• YOUR GOAL:
Restate the whole of the material. Keep every word, and drop the pictures.

• DATA PROVIDED:
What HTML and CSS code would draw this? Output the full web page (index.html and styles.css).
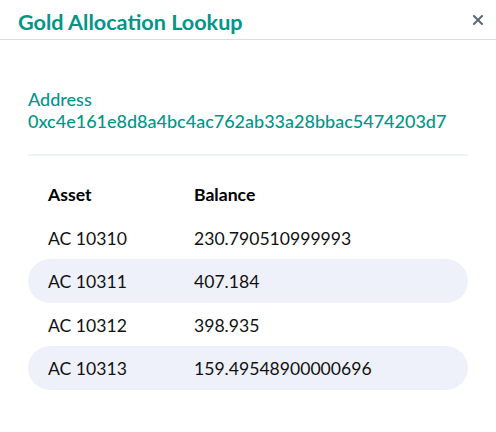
FILE: index.html
```html
<!DOCTYPE html>
<html>
<head>
<meta charset="utf-8">
<link rel="stylesheet" href="styles.css">
</head>
<body>
<div class="dialog">
  <header class="dialog-header">
    <h1 class="title">Gold Allocation Lookup</h1>
    <button class="close" aria-label="Close">
      <svg width="10" height="10" viewBox="0 0 10 10"><path d="M1 1L9 9M9 1L1 9" stroke="#5a6878" stroke-width="2" stroke-linecap="square" fill="none"/></svg>
    </button>
  </header>
  <section class="body">
    <div class="address">
      <div class="label">Address</div>
      <div class="value">0xc4e161e8d8a4bc4ac762ab33a28bbac5474203d7</div>
    </div>
    <div class="divider"></div>
    <div class="table">
      <div class="row head"><span>Asset</span><span>Balance</span></div>
      <div class="row"><span>AC 10310</span><span>230.790510999993</span></div>
      <div class="row alt"><span>AC 10311</span><span>407.184</span></div>
      <div class="row"><span>AC 10312</span><span>398.935</span></div>
      <div class="row alt"><span>AC 10313</span><span>159.49548900000696</span></div>
    </div>
  </section>
</div>
</body>
</html>
```

FILE: styles.css
```css
* { box-sizing: border-box; }
html, body { margin: 0; padding: 0; background: #fff; }
body { font-family: Lato, "Open Sans", sans-serif; width: 496px; height: 432px; overflow: hidden; }

.dialog-header {
  display: flex;
  justify-content: space-between;
  align-items: flex-start;
  height: 40px;
  padding: 10.4px 13px 0 18px;
  border-bottom: 1px solid #dcdcdc;
}
.title {
  margin: 0;
  font-size: 21.6px;
  font-weight: 700;
  color: #009688;
  line-height: 1.2;
}
.close {
  border: 0;
  background: none;
  padding: 0;
  margin-top: 4.6px;
  width: 10px;
  height: 10px;
  display: flex;
}

.body { padding: 47.7px 28px 0 28px; }
.address { color: #009688; font-size: 18px; line-height: 22px; font-weight: 500; }
.divider { height: 2px; background: #eef0fa; margin-top: 22.3px; }

.table { margin-top: 16.5px; }
.row {
  display: grid;
  grid-template-columns: 146px 1fr;
  align-items: center;
  height: 43.5px;
  padding: 0.6px 20px 0 20px;
  font-size: 17.6px;
  color: #111;
  border-radius: 22px;
}
.row.head { font-weight: 700; color: #000; }
.row.alt { background: #eff1fa; }
```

• TASK RESULT:
What HTML and CSS code would draw this? Output the full web page (index.html and styles.css).
FILE: index.html
```html
<!DOCTYPE html>
<html>
<head>
<meta charset="utf-8">
<link rel="stylesheet" href="styles.css">
</head>
<body>
<div class="dialog">
  <header class="dialog-header">
    <h1 class="title">Gold Allocation Lookup</h1>
    <button class="close" aria-label="Close">
      <svg width="10" height="10" viewBox="0 0 10 10"><path d="M1 1L9 9M9 1L1 9" stroke="#5a6878" stroke-width="2" stroke-linecap="square" fill="none"/></svg>
    </button>
  </header>
  <section class="body">
    <div class="address">
      <div class="label">Address</div>
      <div class="value">0xc4e161e8d8a4bc4ac762ab33a28bbac5474203d7</div>
    </div>
    <div class="divider"></div>
    <div class="table">
      <div class="row head"><span>Asset</span><span>Balance</span></div>
      <div class="row"><span>AC 10310</span><span>230.790510999993</span></div>
      <div class="row alt"><span>AC 10311</span><span>407.184</span></div>
      <div class="row"><span>AC 10312</span><span>398.935</span></div>
      <div class="row alt"><span>AC 10313</span><span>159.49548900000696</span></div>
    </div>
  </section>
</div>
</body>
</html>
```

FILE: styles.css
```css
* { box-sizing: border-box; }
html, body { margin: 0; padding: 0; background: #fff; }
body { font-family: Lato, "Open Sans", sans-serif; width: 496px; height: 432px; overflow: hidden; }

.dialog-header {
  display: flex;
  justify-content: space-between;
  align-items: flex-start;
  height: 40px;
  padding: 10.4px 13px 0 18px;
  border-bottom: 1px solid #dcdcdc;
}
.title {
  margin: 0;
  font-size: 21.6px;
  font-weight: 700;
  color: #009688;
  line-height: 1.2;
}
.close {
  border: 0;
  background: none;
  padding: 0;
  margin-top: 4.6px;
  width: 10px;
  height: 10px;
  display: flex;
}

.body { padding: 47.7px 28px 0 28px; }
.address { color: #009688; font-size: 18px; line-height: 22px; font-weight: 500; }
.divider { height: 2px; background: #eef0fa; margin-top: 22.3px; }

.table { margin-top: 16.5px; }
.row {
  display: grid;
  grid-template-columns: 146px 1fr;
  align-items: center;
  height: 43.5px;
  padding: 0.6px 20px 0 20px;
  font-size: 17.6px;
  color: #111;
  border-radius: 22px;
}
.row.head { font-weight: 700; color: #000; }
.row.alt { background: #eff1fa; }
```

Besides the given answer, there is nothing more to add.